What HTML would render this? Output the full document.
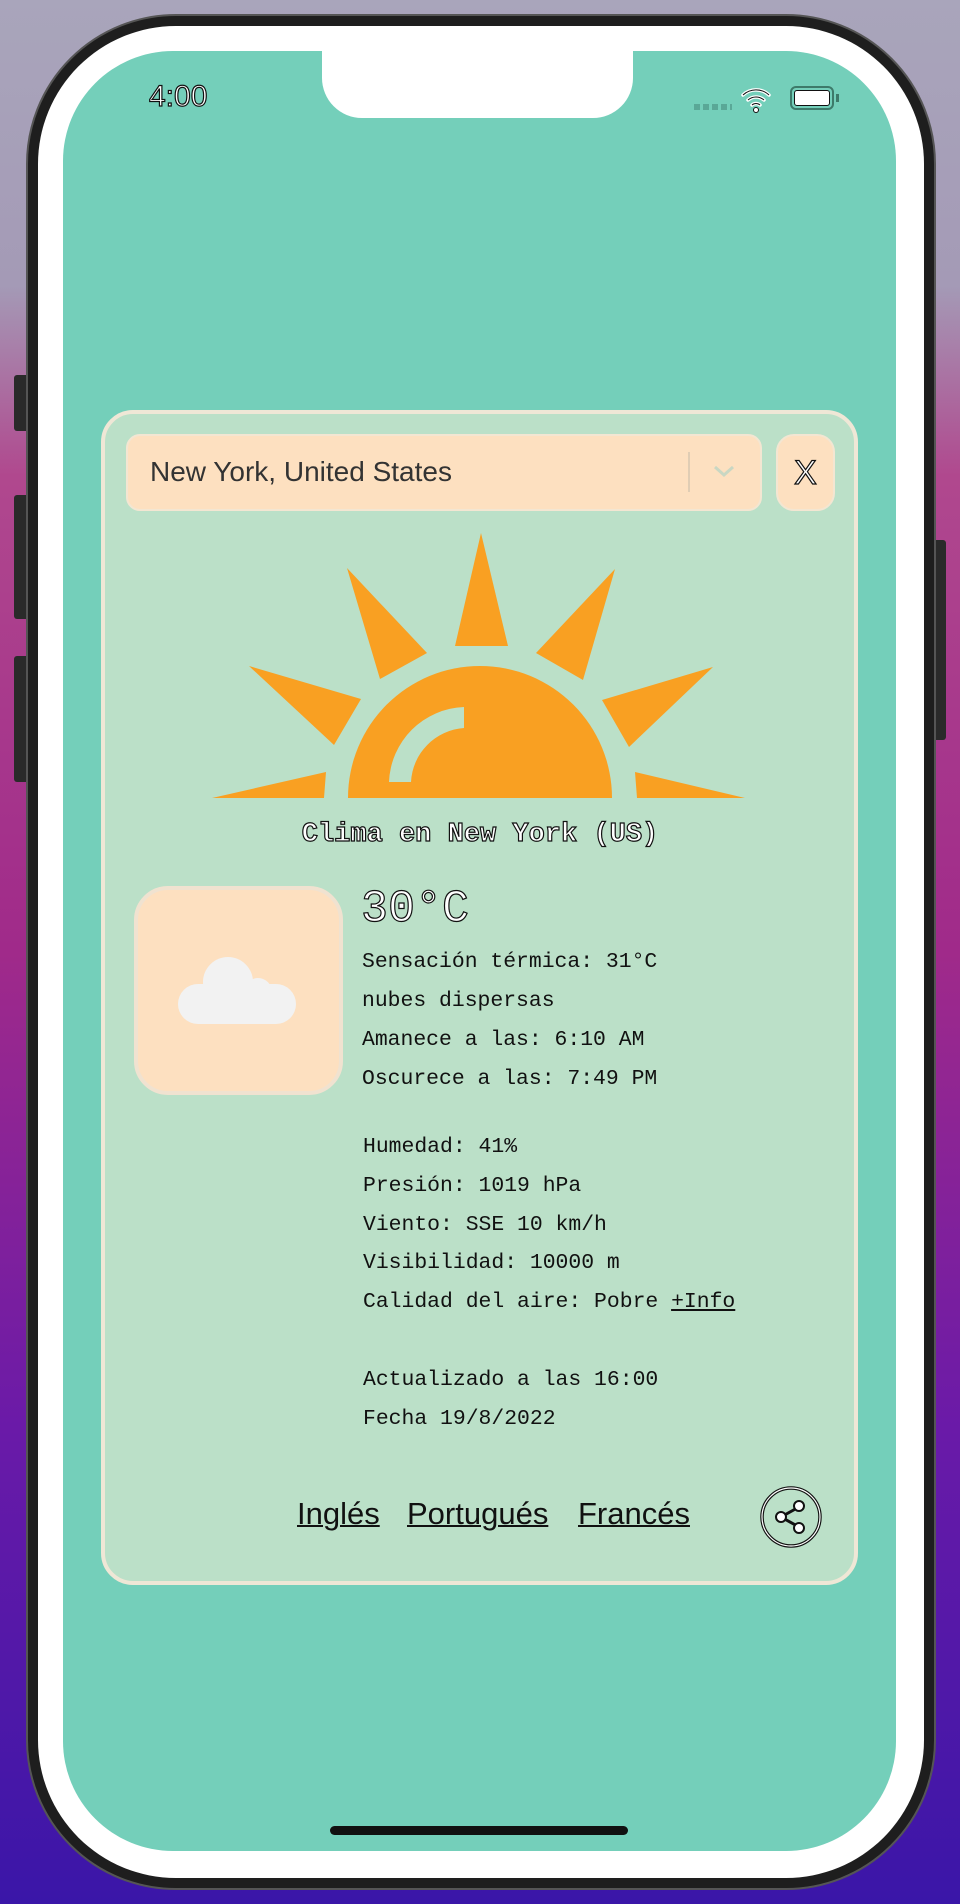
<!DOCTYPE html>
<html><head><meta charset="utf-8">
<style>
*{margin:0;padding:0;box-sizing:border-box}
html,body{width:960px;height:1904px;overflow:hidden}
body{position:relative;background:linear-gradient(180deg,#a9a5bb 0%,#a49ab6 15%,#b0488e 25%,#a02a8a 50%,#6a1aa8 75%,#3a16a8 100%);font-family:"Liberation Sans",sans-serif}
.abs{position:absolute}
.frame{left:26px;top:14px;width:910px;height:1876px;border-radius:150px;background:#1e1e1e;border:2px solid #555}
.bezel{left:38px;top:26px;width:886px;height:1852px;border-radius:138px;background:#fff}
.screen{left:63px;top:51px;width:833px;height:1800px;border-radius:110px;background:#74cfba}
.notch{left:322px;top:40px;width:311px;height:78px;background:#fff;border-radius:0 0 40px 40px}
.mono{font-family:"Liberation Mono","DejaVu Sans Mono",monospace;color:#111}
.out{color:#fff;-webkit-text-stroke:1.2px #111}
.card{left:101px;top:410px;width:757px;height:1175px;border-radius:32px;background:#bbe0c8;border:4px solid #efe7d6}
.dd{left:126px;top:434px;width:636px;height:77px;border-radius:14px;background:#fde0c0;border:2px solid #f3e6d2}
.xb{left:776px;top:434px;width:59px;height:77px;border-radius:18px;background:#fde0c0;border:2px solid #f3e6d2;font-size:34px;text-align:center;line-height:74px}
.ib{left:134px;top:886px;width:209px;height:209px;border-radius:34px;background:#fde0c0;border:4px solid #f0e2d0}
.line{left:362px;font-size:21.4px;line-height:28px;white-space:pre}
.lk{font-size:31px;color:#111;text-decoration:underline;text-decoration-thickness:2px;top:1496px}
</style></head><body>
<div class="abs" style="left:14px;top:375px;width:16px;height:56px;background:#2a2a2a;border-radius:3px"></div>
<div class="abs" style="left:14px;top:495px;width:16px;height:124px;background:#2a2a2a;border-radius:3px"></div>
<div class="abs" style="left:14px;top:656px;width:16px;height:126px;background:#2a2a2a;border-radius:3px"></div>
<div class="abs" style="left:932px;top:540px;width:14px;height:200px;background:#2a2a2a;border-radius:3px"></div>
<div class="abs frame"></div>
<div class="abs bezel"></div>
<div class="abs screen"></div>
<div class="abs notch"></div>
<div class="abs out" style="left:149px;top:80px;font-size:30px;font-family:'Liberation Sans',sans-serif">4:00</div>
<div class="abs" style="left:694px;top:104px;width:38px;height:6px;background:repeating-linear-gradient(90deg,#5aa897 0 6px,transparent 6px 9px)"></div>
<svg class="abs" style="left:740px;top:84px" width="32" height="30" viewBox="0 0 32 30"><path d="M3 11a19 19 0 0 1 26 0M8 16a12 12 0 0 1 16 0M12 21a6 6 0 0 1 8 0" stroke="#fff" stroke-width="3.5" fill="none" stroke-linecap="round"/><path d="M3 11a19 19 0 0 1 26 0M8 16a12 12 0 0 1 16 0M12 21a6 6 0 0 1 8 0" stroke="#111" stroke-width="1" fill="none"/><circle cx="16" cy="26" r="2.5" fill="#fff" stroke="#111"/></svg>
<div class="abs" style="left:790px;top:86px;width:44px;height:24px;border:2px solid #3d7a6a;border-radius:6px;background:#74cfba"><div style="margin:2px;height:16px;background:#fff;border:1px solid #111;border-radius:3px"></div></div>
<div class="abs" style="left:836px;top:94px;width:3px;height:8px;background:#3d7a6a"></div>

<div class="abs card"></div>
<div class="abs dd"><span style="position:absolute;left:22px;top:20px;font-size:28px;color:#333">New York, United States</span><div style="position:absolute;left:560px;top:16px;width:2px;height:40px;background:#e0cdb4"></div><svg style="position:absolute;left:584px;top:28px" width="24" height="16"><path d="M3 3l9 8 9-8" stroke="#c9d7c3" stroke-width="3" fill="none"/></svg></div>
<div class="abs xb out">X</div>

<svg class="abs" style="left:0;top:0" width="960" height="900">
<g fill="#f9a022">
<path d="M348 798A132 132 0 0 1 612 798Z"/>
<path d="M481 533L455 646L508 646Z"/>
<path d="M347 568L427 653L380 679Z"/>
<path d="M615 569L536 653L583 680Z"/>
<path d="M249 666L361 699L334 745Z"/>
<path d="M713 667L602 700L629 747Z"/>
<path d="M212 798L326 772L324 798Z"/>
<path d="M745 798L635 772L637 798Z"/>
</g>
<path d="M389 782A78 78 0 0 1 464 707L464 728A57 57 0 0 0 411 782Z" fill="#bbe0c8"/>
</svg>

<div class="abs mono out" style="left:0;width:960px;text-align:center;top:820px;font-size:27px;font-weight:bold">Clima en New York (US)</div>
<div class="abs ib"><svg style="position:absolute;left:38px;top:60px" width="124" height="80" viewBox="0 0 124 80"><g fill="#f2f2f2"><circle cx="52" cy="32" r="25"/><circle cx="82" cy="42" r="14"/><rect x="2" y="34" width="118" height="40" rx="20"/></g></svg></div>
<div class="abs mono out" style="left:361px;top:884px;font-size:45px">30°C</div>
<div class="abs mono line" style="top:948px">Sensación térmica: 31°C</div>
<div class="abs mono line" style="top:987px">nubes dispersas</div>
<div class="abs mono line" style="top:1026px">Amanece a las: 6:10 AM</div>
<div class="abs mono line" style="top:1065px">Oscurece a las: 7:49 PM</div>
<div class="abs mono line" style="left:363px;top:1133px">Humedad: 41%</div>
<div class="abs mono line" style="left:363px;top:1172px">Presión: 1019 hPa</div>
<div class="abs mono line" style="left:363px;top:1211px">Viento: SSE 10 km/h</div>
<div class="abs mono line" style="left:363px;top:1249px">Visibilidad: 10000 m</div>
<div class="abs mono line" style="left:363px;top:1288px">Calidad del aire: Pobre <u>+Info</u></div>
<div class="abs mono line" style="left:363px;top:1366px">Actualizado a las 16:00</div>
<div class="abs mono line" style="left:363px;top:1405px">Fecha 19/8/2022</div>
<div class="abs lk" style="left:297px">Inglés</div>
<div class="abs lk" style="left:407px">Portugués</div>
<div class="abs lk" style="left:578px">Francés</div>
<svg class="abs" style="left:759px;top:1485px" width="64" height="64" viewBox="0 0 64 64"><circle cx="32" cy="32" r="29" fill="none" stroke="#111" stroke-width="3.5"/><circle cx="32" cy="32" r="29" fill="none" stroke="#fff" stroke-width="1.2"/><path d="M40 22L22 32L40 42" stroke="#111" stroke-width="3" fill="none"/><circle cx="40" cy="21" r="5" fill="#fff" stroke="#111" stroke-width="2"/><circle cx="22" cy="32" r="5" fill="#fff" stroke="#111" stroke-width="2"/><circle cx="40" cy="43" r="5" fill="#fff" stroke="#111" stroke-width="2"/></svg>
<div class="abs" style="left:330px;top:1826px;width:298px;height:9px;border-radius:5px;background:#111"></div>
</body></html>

:::

**What you have to do**
Quote everything in the listing above exactly; pictures are the only thing to omit.

**Written answer**
What HTML would render this? Output the full document.
<!DOCTYPE html>
<html><head><meta charset="utf-8">
<style>
*{margin:0;padding:0;box-sizing:border-box}
html,body{width:960px;height:1904px;overflow:hidden}
body{position:relative;background:linear-gradient(180deg,#a9a5bb 0%,#a49ab6 15%,#b0488e 25%,#a02a8a 50%,#6a1aa8 75%,#3a16a8 100%);font-family:"Liberation Sans",sans-serif}
.abs{position:absolute}
.frame{left:26px;top:14px;width:910px;height:1876px;border-radius:150px;background:#1e1e1e;border:2px solid #555}
.bezel{left:38px;top:26px;width:886px;height:1852px;border-radius:138px;background:#fff}
.screen{left:63px;top:51px;width:833px;height:1800px;border-radius:110px;background:#74cfba}
.notch{left:322px;top:40px;width:311px;height:78px;background:#fff;border-radius:0 0 40px 40px}
.mono{font-family:"Liberation Mono","DejaVu Sans Mono",monospace;color:#111}
.out{color:#fff;-webkit-text-stroke:1.2px #111}
.card{left:101px;top:410px;width:757px;height:1175px;border-radius:32px;background:#bbe0c8;border:4px solid #efe7d6}
.dd{left:126px;top:434px;width:636px;height:77px;border-radius:14px;background:#fde0c0;border:2px solid #f3e6d2}
.xb{left:776px;top:434px;width:59px;height:77px;border-radius:18px;background:#fde0c0;border:2px solid #f3e6d2;font-size:34px;text-align:center;line-height:74px}
.ib{left:134px;top:886px;width:209px;height:209px;border-radius:34px;background:#fde0c0;border:4px solid #f0e2d0}
.line{left:362px;font-size:21.4px;line-height:28px;white-space:pre}
.lk{font-size:31px;color:#111;text-decoration:underline;text-decoration-thickness:2px;top:1496px}
</style></head><body>
<div class="abs" style="left:14px;top:375px;width:16px;height:56px;background:#2a2a2a;border-radius:3px"></div>
<div class="abs" style="left:14px;top:495px;width:16px;height:124px;background:#2a2a2a;border-radius:3px"></div>
<div class="abs" style="left:14px;top:656px;width:16px;height:126px;background:#2a2a2a;border-radius:3px"></div>
<div class="abs" style="left:932px;top:540px;width:14px;height:200px;background:#2a2a2a;border-radius:3px"></div>
<div class="abs frame"></div>
<div class="abs bezel"></div>
<div class="abs screen"></div>
<div class="abs notch"></div>
<div class="abs out" style="left:149px;top:80px;font-size:30px;font-family:'Liberation Sans',sans-serif">4:00</div>
<div class="abs" style="left:694px;top:104px;width:38px;height:6px;background:repeating-linear-gradient(90deg,#5aa897 0 6px,transparent 6px 9px)"></div>
<svg class="abs" style="left:740px;top:84px" width="32" height="30" viewBox="0 0 32 30"><path d="M3 11a19 19 0 0 1 26 0M8 16a12 12 0 0 1 16 0M12 21a6 6 0 0 1 8 0" stroke="#fff" stroke-width="3.5" fill="none" stroke-linecap="round"/><path d="M3 11a19 19 0 0 1 26 0M8 16a12 12 0 0 1 16 0M12 21a6 6 0 0 1 8 0" stroke="#111" stroke-width="1" fill="none"/><circle cx="16" cy="26" r="2.5" fill="#fff" stroke="#111"/></svg>
<div class="abs" style="left:790px;top:86px;width:44px;height:24px;border:2px solid #3d7a6a;border-radius:6px;background:#74cfba"><div style="margin:2px;height:16px;background:#fff;border:1px solid #111;border-radius:3px"></div></div>
<div class="abs" style="left:836px;top:94px;width:3px;height:8px;background:#3d7a6a"></div>

<div class="abs card"></div>
<div class="abs dd"><span style="position:absolute;left:22px;top:20px;font-size:28px;color:#333">New York, United States</span><div style="position:absolute;left:560px;top:16px;width:2px;height:40px;background:#e0cdb4"></div><svg style="position:absolute;left:584px;top:28px" width="24" height="16"><path d="M3 3l9 8 9-8" stroke="#c9d7c3" stroke-width="3" fill="none"/></svg></div>
<div class="abs xb out">X</div>

<svg class="abs" style="left:0;top:0" width="960" height="900">
<g fill="#f9a022">
<path d="M348 798A132 132 0 0 1 612 798Z"/>
<path d="M481 533L455 646L508 646Z"/>
<path d="M347 568L427 653L380 679Z"/>
<path d="M615 569L536 653L583 680Z"/>
<path d="M249 666L361 699L334 745Z"/>
<path d="M713 667L602 700L629 747Z"/>
<path d="M212 798L326 772L324 798Z"/>
<path d="M745 798L635 772L637 798Z"/>
</g>
<path d="M389 782A78 78 0 0 1 464 707L464 728A57 57 0 0 0 411 782Z" fill="#bbe0c8"/>
</svg>

<div class="abs mono out" style="left:0;width:960px;text-align:center;top:820px;font-size:27px;font-weight:bold">Clima en New York (US)</div>
<div class="abs ib"><svg style="position:absolute;left:38px;top:60px" width="124" height="80" viewBox="0 0 124 80"><g fill="#f2f2f2"><circle cx="52" cy="32" r="25"/><circle cx="82" cy="42" r="14"/><rect x="2" y="34" width="118" height="40" rx="20"/></g></svg></div>
<div class="abs mono out" style="left:361px;top:884px;font-size:45px">30°C</div>
<div class="abs mono line" style="top:948px">Sensación térmica: 31°C</div>
<div class="abs mono line" style="top:987px">nubes dispersas</div>
<div class="abs mono line" style="top:1026px">Amanece a las: 6:10 AM</div>
<div class="abs mono line" style="top:1065px">Oscurece a las: 7:49 PM</div>
<div class="abs mono line" style="left:363px;top:1133px">Humedad: 41%</div>
<div class="abs mono line" style="left:363px;top:1172px">Presión: 1019 hPa</div>
<div class="abs mono line" style="left:363px;top:1211px">Viento: SSE 10 km/h</div>
<div class="abs mono line" style="left:363px;top:1249px">Visibilidad: 10000 m</div>
<div class="abs mono line" style="left:363px;top:1288px">Calidad del aire: Pobre <u>+Info</u></div>
<div class="abs mono line" style="left:363px;top:1366px">Actualizado a las 16:00</div>
<div class="abs mono line" style="left:363px;top:1405px">Fecha 19/8/2022</div>
<div class="abs lk" style="left:297px">Inglés</div>
<div class="abs lk" style="left:407px">Portugués</div>
<div class="abs lk" style="left:578px">Francés</div>
<svg class="abs" style="left:759px;top:1485px" width="64" height="64" viewBox="0 0 64 64"><circle cx="32" cy="32" r="29" fill="none" stroke="#111" stroke-width="3.5"/><circle cx="32" cy="32" r="29" fill="none" stroke="#fff" stroke-width="1.2"/><path d="M40 22L22 32L40 42" stroke="#111" stroke-width="3" fill="none"/><circle cx="40" cy="21" r="5" fill="#fff" stroke="#111" stroke-width="2"/><circle cx="22" cy="32" r="5" fill="#fff" stroke="#111" stroke-width="2"/><circle cx="40" cy="43" r="5" fill="#fff" stroke="#111" stroke-width="2"/></svg>
<div class="abs" style="left:330px;top:1826px;width:298px;height:9px;border-radius:5px;background:#111"></div>
</body></html>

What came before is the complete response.